I want to create a culture of passion for graphics, and to facilitate the quest for knowledge, not the quest for grades. Next semester I'm doing away with grades for the most part. We'll give the students feedback on their projects, and they will grade themselves. My role will be to make sure the students fall into place relative to each other.

8. Apparently 9am is early.

I moved the class from 6pm to 9am thinking it would fit better into student's schedule; however, the most overwhelming course feedback I received was the course was too early. We're back to 6pm next semester.

9. Compute and graphics.

GPU-Accelerated RGB-D SLAM with Microsoft Kinect - Yedong Niu
Over the years, this course evolved along with the evolution of the GPU. Prior to this semester, we taught OpenGL for rendering and GPGPU before teaching compute with CUDA. This semester, I taught CUDA first, which made teaching the GLSL programming model trivial; however, its restrictiveness was even more evident.

Given the diverse backgrounds of the students taking the course - some are interested in rendering; others are interested in compute only; some are interested in both - we are going to split the course. This fall, it will focus on rendering, and we hope to offer something later that covers general compute with many-core GPUs and multi-core CPUs.

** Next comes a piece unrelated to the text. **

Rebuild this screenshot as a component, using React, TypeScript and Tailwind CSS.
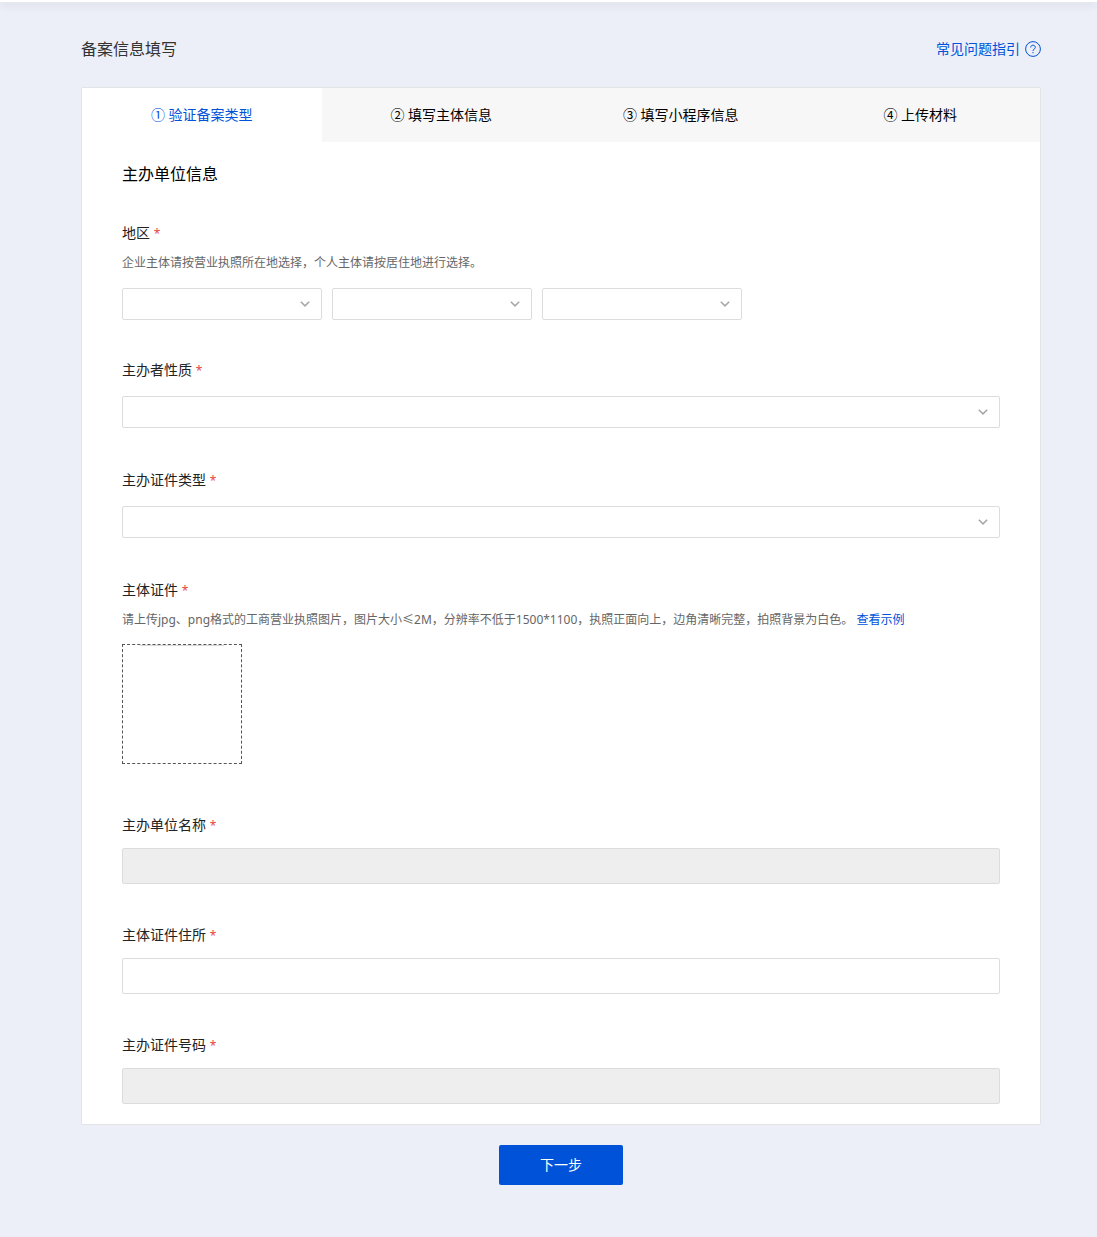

10. My success is student success.

Single Pass Order Independent Transparency - Sean Lilley
As I said before, I measure my success by my student's success. I even started a hall of fame for the course. Induction into the hall of fame isn't based on grades; it is based on how taking the course shaped a student's future, most often in the form of obtaining a related job or internship. This semester, Sean Lilley, who is spending the summer at AMD, and Ian Lilley, who is spending the summer with me at AGI working on Cesium, were inducted.

Varun Sampath, now at NVIDIA, was an awesome TA this semester, and was inducted into the hall of fame last spring.